** START OF Dataset content **

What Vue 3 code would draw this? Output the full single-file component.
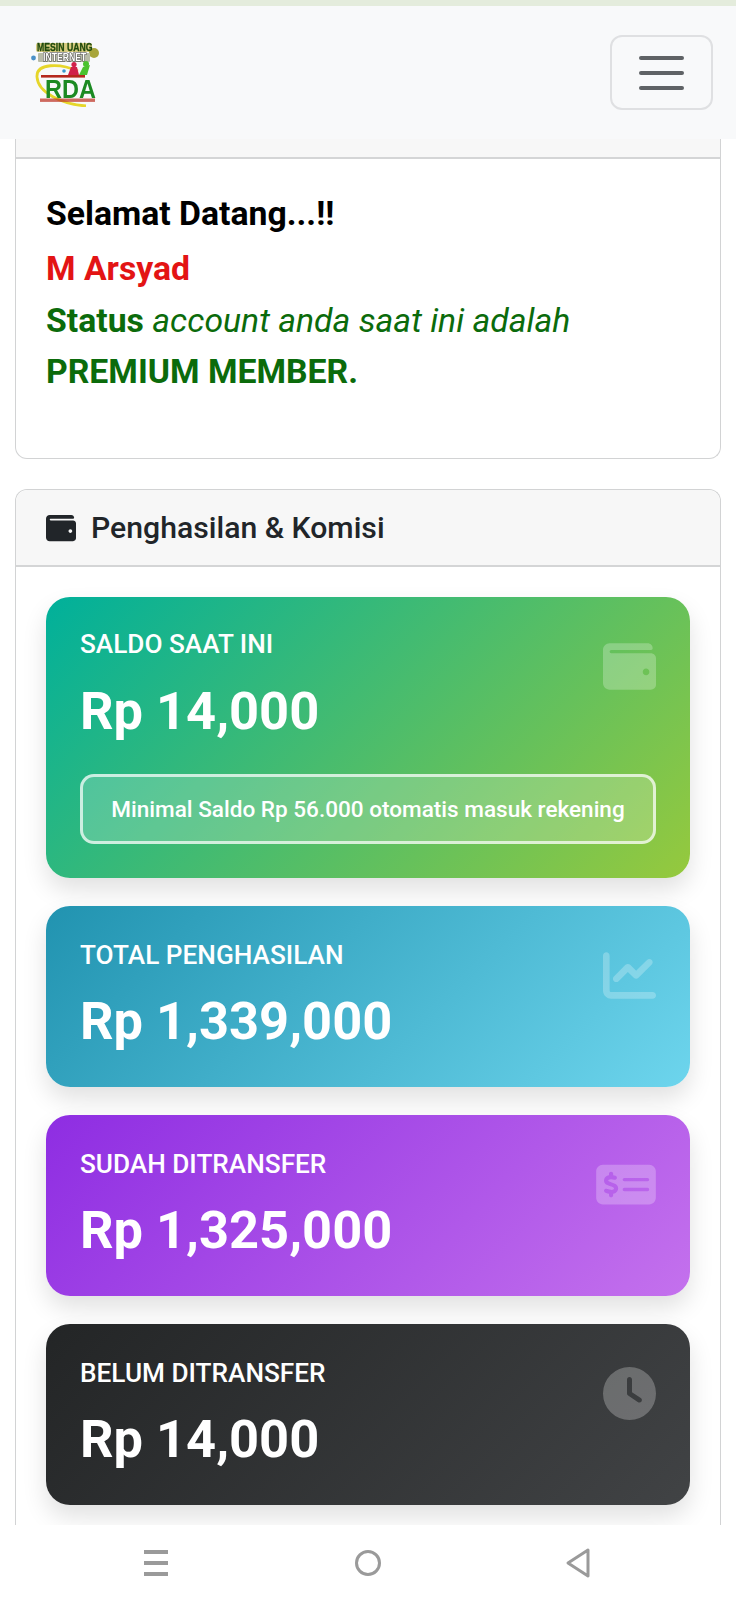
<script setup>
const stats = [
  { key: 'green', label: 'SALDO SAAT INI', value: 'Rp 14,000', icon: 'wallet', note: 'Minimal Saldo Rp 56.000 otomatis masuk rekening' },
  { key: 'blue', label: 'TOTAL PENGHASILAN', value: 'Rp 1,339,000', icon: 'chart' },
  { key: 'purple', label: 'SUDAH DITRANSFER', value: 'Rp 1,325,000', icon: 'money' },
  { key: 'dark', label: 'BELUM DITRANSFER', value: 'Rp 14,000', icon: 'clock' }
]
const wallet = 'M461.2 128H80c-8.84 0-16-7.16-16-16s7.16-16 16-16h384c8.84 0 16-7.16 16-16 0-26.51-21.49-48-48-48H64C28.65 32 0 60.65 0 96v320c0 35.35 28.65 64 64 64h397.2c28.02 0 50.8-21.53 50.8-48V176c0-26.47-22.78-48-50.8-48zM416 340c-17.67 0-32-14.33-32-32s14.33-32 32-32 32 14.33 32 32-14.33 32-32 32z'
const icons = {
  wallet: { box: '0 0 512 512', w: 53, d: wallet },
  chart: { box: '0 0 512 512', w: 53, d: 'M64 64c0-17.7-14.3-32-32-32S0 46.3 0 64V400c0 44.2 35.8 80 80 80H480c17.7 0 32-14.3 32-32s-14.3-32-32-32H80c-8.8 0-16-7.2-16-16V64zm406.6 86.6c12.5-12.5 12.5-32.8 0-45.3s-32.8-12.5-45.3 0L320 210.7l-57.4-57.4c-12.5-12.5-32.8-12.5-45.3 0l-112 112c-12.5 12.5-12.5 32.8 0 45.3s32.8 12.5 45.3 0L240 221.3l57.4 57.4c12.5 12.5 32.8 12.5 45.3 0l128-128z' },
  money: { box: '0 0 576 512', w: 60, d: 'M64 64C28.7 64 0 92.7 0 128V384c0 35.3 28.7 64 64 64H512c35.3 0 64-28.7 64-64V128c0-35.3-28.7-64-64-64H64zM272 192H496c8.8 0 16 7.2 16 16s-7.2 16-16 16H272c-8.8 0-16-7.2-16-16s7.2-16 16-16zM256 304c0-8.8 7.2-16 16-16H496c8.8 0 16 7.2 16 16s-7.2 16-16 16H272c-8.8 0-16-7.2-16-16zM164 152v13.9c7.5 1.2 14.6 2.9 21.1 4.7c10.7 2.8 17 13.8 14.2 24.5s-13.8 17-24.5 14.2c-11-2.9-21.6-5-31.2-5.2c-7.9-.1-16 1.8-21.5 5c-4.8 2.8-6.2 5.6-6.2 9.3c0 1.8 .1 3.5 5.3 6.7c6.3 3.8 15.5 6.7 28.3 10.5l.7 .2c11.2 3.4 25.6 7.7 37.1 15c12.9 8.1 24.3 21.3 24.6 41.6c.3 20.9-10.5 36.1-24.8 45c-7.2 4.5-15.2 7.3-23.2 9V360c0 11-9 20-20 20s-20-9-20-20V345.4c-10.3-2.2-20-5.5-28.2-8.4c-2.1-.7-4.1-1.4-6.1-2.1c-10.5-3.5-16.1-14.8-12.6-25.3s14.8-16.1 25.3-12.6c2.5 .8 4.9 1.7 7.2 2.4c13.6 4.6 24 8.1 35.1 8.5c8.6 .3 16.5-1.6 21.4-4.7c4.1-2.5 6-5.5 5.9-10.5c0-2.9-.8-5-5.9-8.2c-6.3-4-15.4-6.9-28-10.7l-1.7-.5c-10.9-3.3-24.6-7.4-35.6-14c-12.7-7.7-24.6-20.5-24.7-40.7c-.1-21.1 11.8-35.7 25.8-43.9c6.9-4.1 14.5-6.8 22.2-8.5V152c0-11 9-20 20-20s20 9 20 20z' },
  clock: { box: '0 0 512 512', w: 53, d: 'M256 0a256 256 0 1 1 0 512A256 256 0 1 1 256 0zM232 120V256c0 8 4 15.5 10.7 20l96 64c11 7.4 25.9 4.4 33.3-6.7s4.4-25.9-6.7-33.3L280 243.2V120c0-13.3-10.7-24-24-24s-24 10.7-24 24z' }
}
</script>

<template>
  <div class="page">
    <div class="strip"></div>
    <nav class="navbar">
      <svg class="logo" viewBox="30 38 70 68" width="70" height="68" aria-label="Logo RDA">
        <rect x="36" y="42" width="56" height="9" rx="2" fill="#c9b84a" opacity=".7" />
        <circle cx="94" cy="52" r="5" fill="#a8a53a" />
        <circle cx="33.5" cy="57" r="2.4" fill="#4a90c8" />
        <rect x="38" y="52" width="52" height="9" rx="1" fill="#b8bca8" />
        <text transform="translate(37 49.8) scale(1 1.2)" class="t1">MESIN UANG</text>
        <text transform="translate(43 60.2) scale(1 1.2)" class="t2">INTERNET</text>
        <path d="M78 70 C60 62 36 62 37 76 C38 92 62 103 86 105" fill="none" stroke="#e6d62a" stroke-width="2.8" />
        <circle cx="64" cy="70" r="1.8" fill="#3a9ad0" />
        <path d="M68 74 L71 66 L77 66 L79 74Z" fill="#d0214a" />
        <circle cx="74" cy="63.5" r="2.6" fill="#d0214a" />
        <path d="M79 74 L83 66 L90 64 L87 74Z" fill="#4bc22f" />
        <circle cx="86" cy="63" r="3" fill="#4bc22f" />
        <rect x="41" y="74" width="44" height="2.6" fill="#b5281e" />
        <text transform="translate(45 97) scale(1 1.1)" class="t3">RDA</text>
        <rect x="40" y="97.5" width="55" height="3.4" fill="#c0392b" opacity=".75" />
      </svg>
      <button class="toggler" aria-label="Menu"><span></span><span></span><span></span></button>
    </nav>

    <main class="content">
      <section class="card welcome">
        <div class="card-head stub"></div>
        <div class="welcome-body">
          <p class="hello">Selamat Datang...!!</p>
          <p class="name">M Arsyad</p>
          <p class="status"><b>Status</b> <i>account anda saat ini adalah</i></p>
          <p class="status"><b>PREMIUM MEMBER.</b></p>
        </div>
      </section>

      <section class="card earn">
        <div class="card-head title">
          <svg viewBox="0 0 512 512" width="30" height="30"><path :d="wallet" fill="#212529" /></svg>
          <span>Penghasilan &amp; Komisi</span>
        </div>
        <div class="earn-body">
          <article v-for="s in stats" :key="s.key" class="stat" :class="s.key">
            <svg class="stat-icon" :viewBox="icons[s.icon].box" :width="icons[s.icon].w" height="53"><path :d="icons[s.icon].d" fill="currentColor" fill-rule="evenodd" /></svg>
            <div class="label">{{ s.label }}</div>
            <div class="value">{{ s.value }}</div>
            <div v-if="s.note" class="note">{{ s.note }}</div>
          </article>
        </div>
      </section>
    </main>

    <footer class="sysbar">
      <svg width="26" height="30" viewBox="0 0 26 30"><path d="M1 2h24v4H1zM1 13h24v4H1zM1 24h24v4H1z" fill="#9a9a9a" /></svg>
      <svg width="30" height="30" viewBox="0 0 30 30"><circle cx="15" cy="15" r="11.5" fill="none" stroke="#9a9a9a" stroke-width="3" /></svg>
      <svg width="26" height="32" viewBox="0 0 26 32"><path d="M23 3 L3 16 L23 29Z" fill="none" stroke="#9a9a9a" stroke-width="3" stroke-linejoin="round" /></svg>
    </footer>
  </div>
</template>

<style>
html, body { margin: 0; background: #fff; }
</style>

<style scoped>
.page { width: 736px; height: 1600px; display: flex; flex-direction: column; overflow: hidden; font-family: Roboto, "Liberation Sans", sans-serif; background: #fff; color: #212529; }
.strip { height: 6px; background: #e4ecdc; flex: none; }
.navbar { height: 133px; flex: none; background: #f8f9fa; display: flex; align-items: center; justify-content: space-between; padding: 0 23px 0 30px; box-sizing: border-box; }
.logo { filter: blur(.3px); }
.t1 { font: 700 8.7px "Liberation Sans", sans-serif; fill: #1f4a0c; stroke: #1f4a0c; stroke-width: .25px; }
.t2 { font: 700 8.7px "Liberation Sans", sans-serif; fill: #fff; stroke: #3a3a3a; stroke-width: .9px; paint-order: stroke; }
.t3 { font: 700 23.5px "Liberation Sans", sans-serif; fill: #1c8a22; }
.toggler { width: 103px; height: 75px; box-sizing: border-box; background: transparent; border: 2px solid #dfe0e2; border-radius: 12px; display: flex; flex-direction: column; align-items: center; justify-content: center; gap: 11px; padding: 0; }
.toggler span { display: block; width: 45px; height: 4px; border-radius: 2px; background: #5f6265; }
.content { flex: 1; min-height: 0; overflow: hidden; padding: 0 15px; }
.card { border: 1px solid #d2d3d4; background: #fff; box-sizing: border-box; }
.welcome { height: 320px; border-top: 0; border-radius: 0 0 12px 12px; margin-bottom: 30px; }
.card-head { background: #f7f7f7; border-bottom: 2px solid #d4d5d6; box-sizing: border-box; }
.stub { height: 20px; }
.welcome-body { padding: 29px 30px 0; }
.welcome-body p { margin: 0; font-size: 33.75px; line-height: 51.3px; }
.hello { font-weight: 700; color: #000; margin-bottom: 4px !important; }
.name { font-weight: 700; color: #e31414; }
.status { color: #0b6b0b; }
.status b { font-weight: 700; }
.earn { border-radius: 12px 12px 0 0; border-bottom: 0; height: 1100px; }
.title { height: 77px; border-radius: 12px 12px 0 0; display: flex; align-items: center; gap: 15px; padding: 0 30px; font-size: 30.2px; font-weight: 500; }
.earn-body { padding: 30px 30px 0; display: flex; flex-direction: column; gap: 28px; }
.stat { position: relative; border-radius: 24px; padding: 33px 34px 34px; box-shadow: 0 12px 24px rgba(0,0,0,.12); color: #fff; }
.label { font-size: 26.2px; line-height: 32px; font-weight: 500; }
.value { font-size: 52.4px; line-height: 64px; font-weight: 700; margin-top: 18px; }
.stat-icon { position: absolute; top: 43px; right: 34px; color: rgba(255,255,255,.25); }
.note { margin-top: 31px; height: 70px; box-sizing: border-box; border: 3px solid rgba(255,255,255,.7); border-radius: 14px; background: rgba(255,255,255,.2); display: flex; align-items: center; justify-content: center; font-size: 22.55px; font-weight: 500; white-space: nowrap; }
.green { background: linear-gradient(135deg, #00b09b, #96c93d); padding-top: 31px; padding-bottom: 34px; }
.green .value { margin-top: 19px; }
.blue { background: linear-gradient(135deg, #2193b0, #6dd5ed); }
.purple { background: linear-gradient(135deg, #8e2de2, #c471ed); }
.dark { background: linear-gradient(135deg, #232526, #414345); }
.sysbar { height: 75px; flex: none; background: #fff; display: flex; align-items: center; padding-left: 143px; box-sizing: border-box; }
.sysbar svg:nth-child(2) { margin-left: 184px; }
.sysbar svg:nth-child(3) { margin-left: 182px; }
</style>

** END OF Dataset content **
** START OF Dataset content **

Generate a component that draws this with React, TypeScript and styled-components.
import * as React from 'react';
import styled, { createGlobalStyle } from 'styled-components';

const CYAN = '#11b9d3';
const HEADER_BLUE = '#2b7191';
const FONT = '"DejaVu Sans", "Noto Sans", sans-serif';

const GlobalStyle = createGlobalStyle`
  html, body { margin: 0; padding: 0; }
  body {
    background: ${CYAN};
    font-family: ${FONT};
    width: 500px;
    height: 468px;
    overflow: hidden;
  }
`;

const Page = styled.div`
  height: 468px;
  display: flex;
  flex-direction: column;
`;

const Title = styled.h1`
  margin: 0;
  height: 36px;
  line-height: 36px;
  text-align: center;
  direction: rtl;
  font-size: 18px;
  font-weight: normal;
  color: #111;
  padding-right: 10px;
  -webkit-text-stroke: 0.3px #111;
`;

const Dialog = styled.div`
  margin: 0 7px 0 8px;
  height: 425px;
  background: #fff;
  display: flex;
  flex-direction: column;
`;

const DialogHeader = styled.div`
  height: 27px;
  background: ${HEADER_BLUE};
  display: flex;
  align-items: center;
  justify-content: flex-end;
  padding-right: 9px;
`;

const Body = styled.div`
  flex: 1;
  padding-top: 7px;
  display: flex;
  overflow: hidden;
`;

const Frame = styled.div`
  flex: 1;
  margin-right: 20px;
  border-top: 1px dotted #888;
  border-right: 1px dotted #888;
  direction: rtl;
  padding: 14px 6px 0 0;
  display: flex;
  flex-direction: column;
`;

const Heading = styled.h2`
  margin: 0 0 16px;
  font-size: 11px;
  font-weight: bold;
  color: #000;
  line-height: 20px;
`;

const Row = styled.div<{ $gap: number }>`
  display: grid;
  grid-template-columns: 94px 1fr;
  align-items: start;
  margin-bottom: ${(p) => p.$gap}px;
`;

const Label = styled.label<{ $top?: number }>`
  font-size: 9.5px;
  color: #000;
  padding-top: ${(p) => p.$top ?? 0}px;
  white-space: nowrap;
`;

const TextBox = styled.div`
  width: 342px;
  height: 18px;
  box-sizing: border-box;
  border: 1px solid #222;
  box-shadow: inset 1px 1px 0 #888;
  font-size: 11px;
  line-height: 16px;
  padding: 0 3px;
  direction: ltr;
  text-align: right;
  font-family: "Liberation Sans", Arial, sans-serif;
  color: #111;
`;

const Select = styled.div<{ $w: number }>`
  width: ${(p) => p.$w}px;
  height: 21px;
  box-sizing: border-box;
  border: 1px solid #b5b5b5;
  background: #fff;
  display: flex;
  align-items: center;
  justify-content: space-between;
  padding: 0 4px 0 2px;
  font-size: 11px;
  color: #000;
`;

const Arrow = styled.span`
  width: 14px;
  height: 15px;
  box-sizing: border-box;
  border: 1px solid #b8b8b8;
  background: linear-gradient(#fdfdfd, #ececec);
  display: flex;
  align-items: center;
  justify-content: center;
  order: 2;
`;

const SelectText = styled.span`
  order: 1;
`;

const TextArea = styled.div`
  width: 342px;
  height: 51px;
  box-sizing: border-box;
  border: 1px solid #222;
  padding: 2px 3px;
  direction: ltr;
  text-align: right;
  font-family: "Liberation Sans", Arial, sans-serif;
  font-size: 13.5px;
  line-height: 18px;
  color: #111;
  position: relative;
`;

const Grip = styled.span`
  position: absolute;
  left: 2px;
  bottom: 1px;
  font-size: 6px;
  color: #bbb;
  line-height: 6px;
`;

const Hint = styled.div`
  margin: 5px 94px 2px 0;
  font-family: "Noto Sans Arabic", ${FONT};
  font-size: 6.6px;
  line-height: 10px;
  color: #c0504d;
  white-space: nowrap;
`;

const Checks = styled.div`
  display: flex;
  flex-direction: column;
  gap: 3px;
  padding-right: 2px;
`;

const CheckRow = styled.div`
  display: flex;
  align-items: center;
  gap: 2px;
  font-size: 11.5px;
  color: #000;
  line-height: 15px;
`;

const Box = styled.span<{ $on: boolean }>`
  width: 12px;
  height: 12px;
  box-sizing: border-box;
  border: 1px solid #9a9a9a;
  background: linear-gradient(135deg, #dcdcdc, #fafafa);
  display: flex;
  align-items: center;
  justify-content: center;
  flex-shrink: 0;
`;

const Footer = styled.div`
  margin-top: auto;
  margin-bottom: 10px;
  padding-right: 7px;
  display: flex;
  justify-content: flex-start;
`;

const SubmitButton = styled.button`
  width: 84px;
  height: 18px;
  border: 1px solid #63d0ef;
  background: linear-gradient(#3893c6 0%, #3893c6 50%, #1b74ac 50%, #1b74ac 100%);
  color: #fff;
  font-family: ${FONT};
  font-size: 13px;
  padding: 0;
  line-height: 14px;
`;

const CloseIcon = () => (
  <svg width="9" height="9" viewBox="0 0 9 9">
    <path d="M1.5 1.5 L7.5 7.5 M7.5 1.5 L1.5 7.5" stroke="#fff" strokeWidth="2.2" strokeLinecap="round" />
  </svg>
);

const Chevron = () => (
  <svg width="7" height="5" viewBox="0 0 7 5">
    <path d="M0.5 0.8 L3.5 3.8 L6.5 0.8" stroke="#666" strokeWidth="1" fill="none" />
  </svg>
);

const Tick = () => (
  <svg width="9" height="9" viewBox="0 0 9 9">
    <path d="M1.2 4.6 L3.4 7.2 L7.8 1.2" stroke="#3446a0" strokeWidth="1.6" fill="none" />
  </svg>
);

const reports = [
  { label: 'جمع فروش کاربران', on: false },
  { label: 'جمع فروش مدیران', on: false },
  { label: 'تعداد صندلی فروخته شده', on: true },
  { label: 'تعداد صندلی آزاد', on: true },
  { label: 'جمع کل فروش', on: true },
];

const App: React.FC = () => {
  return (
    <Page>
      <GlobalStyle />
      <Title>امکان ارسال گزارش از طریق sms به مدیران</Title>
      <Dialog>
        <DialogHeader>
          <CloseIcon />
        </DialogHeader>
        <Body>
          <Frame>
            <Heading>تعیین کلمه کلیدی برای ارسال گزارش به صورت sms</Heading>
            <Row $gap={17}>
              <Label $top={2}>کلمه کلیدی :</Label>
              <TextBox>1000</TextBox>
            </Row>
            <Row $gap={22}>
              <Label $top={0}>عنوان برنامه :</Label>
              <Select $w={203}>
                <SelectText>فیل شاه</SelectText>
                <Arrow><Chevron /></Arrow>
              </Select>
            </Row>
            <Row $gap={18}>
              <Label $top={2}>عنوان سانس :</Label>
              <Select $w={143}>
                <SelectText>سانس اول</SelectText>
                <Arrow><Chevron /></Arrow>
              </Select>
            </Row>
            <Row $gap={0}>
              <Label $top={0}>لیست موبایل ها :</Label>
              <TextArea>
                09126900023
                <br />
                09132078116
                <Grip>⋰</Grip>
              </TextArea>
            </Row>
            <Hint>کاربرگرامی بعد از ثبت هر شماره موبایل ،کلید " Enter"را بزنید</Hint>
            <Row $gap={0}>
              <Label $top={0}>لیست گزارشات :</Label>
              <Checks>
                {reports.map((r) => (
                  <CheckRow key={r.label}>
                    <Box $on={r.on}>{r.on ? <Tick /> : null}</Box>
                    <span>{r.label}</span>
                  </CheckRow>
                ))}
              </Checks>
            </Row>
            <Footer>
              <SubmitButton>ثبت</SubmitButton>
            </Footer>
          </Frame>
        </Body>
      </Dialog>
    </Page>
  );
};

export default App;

** END OF Dataset content **

## What the task requires
Pick out every line with the string "React" and copy it.

## Task solution
Generate a component that draws this with React, TypeScript and styled-components.
import * as React from 'react';
const App: React.FC = () => {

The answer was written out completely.